In the competition, the students, all of whom must be undergraduates, assemble their own mini supercomputer and configure it to run a battery of software over four days. Besides high-performance computing benchmarking programs, the known applications include scientific software for tasks such as modeling nanoscale materials, fluid dynamics simulation and aeronautical design. The competition also features a "secret" application the teams receive once in China.

Purdue teams have participated in U.S. and European versions of the student supercomputing challenge regularly, but this is the first time Purdue has a team in the Asian challenge.
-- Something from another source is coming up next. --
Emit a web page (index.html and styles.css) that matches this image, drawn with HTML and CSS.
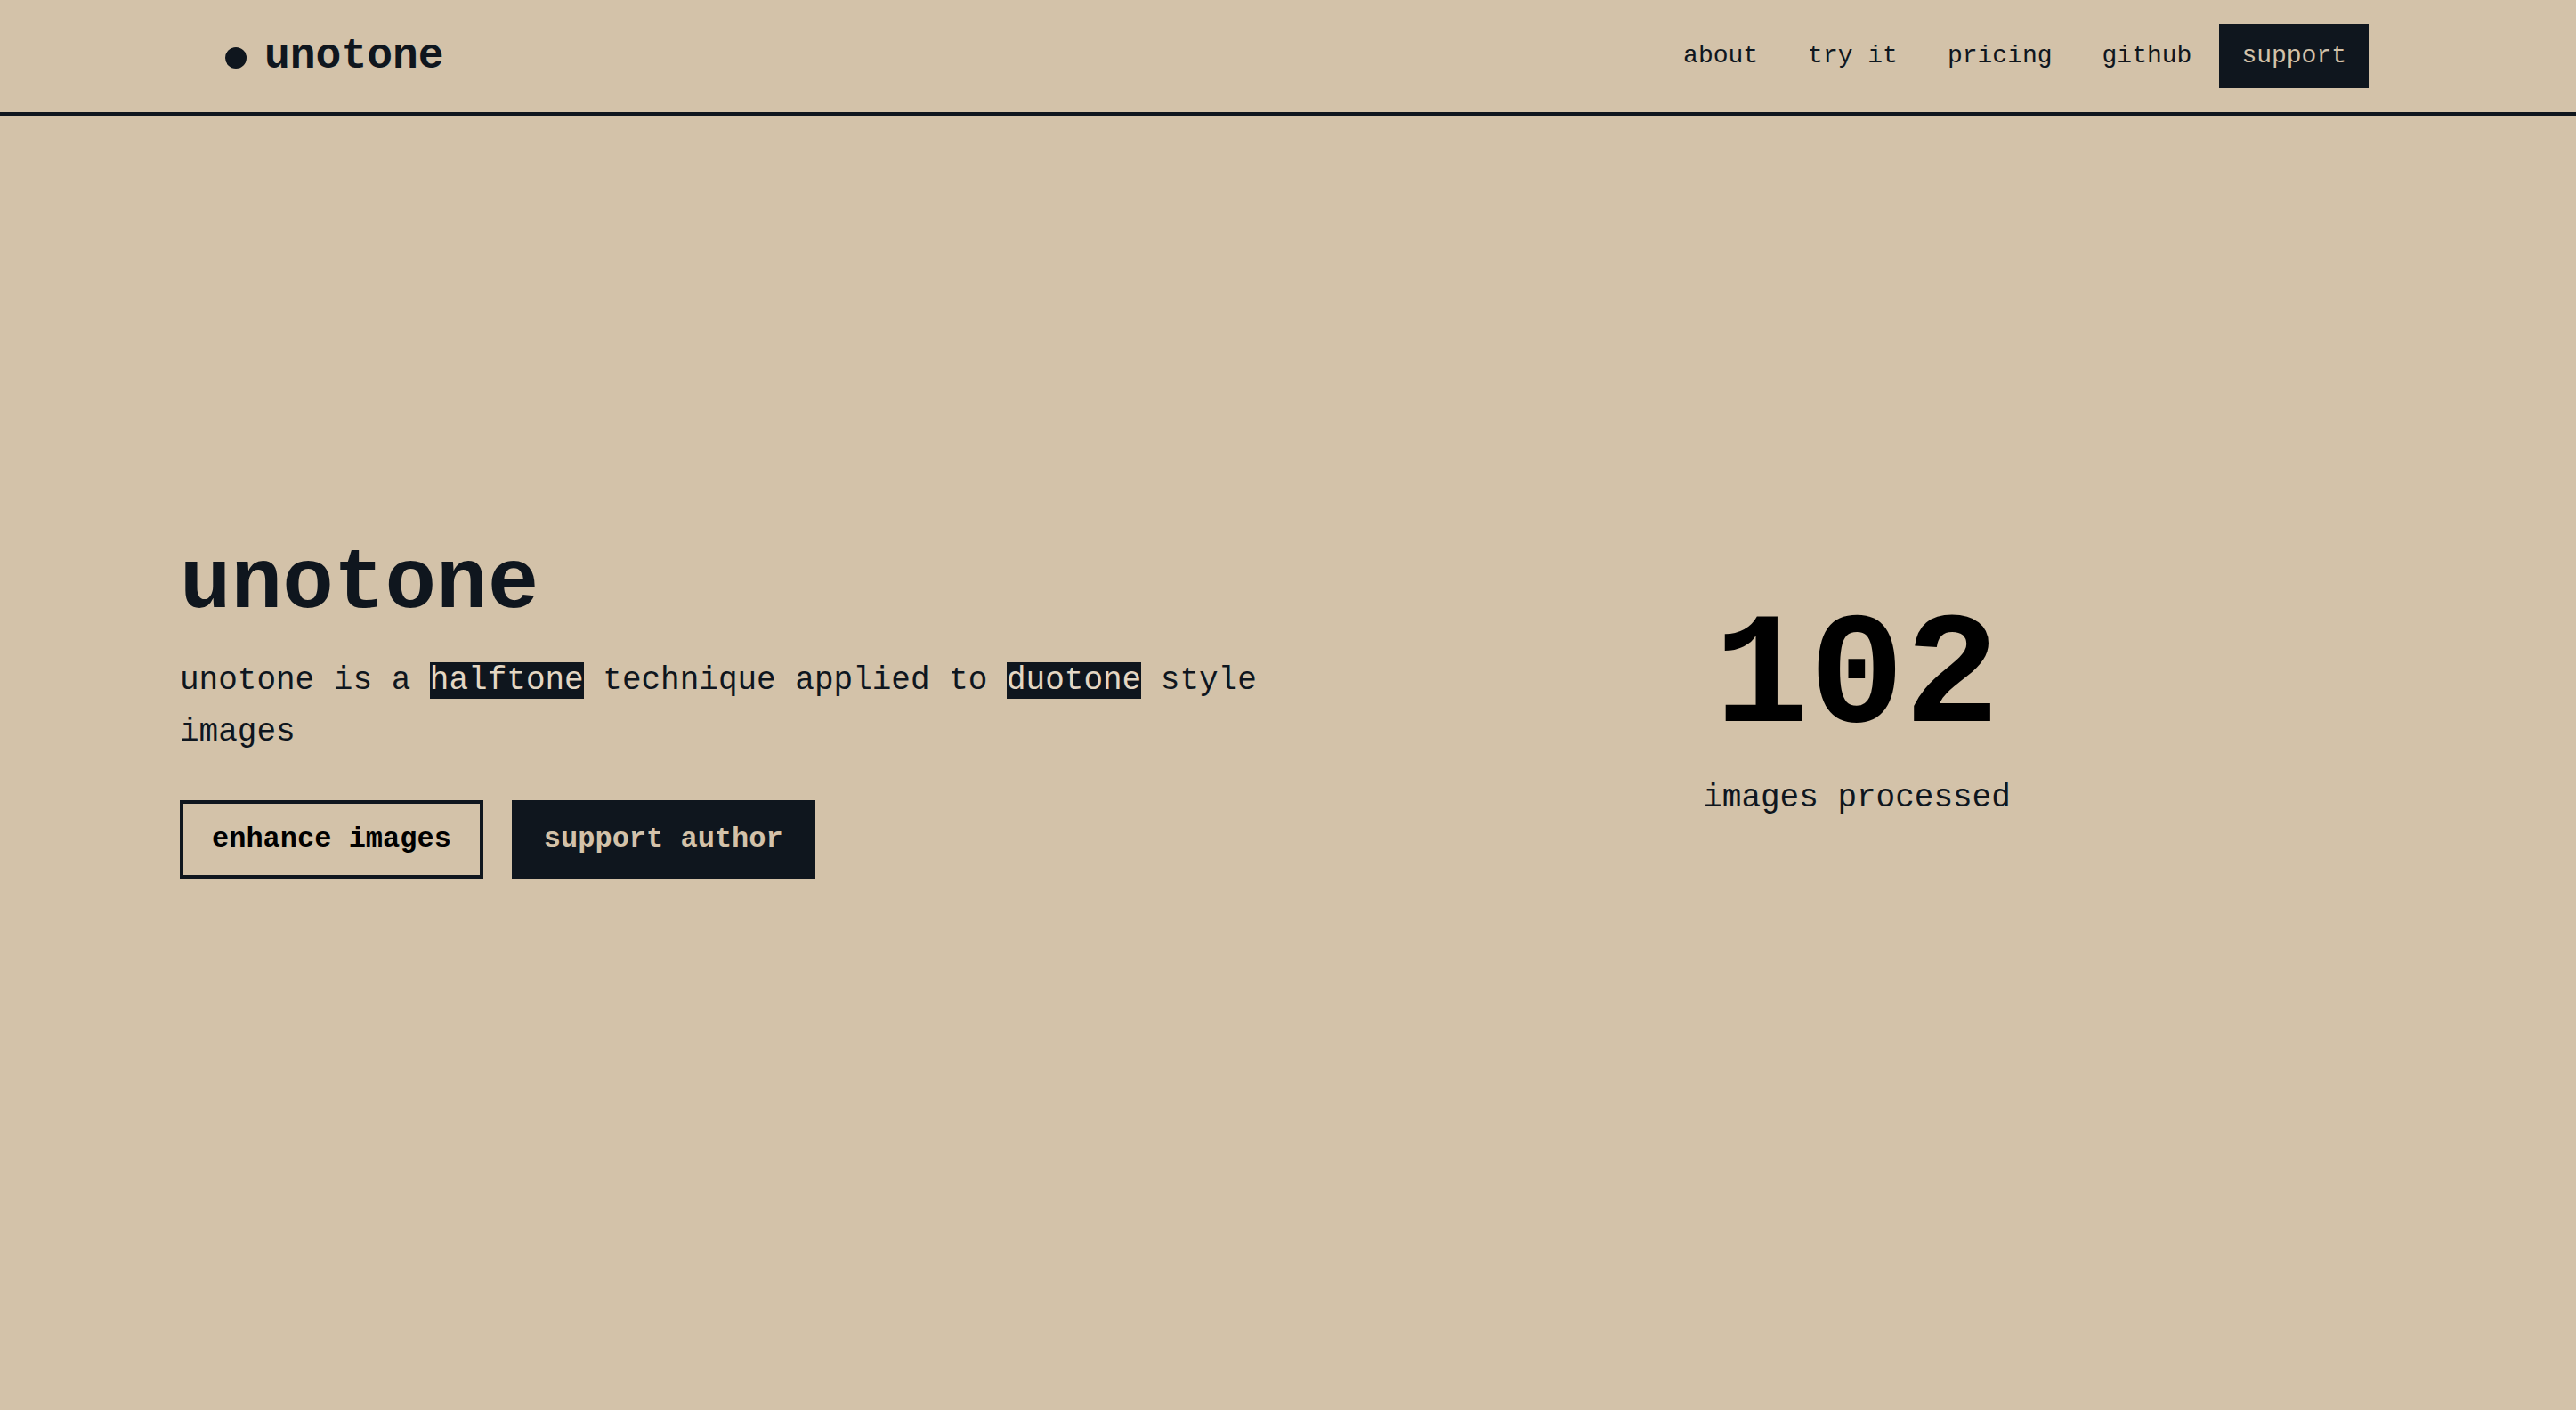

The Asian competition differs in that all the teams will assemble their supercomputers from stock parts provided by the challenge organizers. That could be some advantage for the Purdue team because the components include hardware similar to Purdue's new Conte supercomputer, the fastest system for use by researchers on a single campus in the United States. The students have used Conte to practice for the China challenge.

Because all the teams will be using basically the same machine, rather than providing their own hardware as in the U.S. and European competitions, the Asian challenge places greater emphasis on configuring and modifying software to run well. To even earn the trip to China, the Purdue students had to place highly in a field of 84 teams from five continents in a software coding-centered preliminary competition earlier this year.
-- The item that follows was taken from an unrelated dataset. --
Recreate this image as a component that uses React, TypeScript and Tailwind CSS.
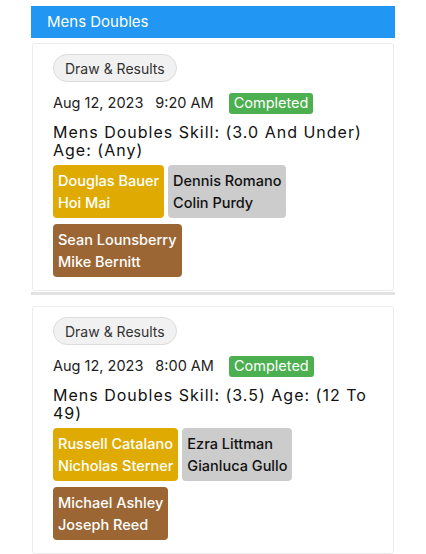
import React from "react";

type Team = { names: [string, string]; color: "gold" | "silver" | "bronze" };
type Event = { date: string; time: string; title: string; teams: Team[] };

const events: Event[] = [
  {
    date: "Aug 12, 2023",
    time: "9:20 AM",
    title: "Mens Doubles Skill: (3.0 And Under) Age: (Any)",
    teams: [
      { names: ["Douglas Bauer", "Hoi Mai"], color: "gold" },
      { names: ["Dennis Romano", "Colin Purdy"], color: "silver" },
      { names: ["Sean Lounsberry", "Mike Bernitt"], color: "bronze" },
    ],
  },
  {
    date: "Aug 12, 2023",
    time: "8:00 AM",
    title: "Mens Doubles Skill: (3.5) Age: (12 To 49)",
    teams: [
      { names: ["Russell Catalano", "Nicholas Sterner"], color: "gold" },
      { names: ["Ezra Littman", "Gianluca Gullo"], color: "silver" },
      { names: ["Michael Ashley", "Joseph Reed"], color: "bronze" },
    ],
  },
];

function TeamBox({ team }: { team: Team }) {
  const cls =
    team.color === "gold"
      ? "bg-[#dfab02] text-white"
      : team.color === "silver"
      ? "bg-[#cccccc] text-[#111]"
      : "bg-[#9c6634] text-white";
  return (
    <div className={`${cls} rounded-[4px] px-[5px] py-[5px] text-[14.5px] font-medium leading-[21.5px]`}>
      <div>{team.names[0]}</div>
      <div>{team.names[1]}</div>
    </div>
  );
}

function Card({ ev }: { ev: Event }) {
  return (
    <div className="mx-[1px] border border-[#ececec] rounded-[3px] bg-white px-[20px] pt-[10px] pb-[13px]">
      <div className="inline-flex h-[28px] items-center rounded-full border border-[#dcdcdc] bg-[#f1f1f1] px-[11px] text-[14px] text-[#333]">
        Draw &amp; Results
      </div>
      <div className="mt-[10px] flex h-[22px] items-center text-[14.5px] text-[#222]">
        <span>{ev.date}</span>
        <span className="ml-[12px]">{ev.time}</span>
        <span className="ml-[15px] inline-flex h-[21px] items-center rounded-[3px] bg-[#4caf50] px-[5px] text-[14.5px] text-white">
          Completed
        </span>
      </div>
      <div className="mt-[9px] text-[16px] leading-[18px] tracking-[1px] text-[#111]">{ev.title}</div>
      <div className="mt-[6px] flex gap-[4px]">
        <TeamBox team={ev.teams[0]} />
        <TeamBox team={ev.teams[1]} />
      </div>
      <div className="mt-[6px] flex">
        <TeamBox team={ev.teams[2]} />
      </div>
    </div>
  );
}

export default function App() {
  return (
    <div className="min-h-[554px] bg-white px-[31px] pt-[6px]" style={{ fontFamily: "Inter, 'Noto Sans', sans-serif" }}>
      <div className="flex h-[32px] items-center bg-[#2196f3] px-[16px] text-[15px] text-white">Mens Doubles</div>
      <div className="mt-[5px]">
        <Card ev={events[0]} />
        <div className="mt-[1px] h-[3px] bg-[#e2e2e2]" />
        <div className="mt-[11px]">
          <Card ev={events[1]} />
        </div>
      </div>
    </div>
  );
}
In China, besides their own supercomputer, they have to configure applications to scale up and run on the Chinese Tianhe-2 "Milky Way" supercomputer, which has more than 3.1 million processors and was rated as the world's fastest known supercomputer in November.

The focus on software skills was an attraction for Thongsavath, the first woman on a Purdue student supercomputing team.

"I work around supercomputers, but I've never actually coded for them, so I thought it would be an interesting change of pace," says Thongsavath, who is a student administrator for Purdue's supercomputers and has a job as a software engineer lined up after graduation.

Harrell says Purdue sponsors the team, in part, to generate homegrown talent for its own supercomputing needs. But the students come away with what are now high-demand skills in research labs, business and industry as well.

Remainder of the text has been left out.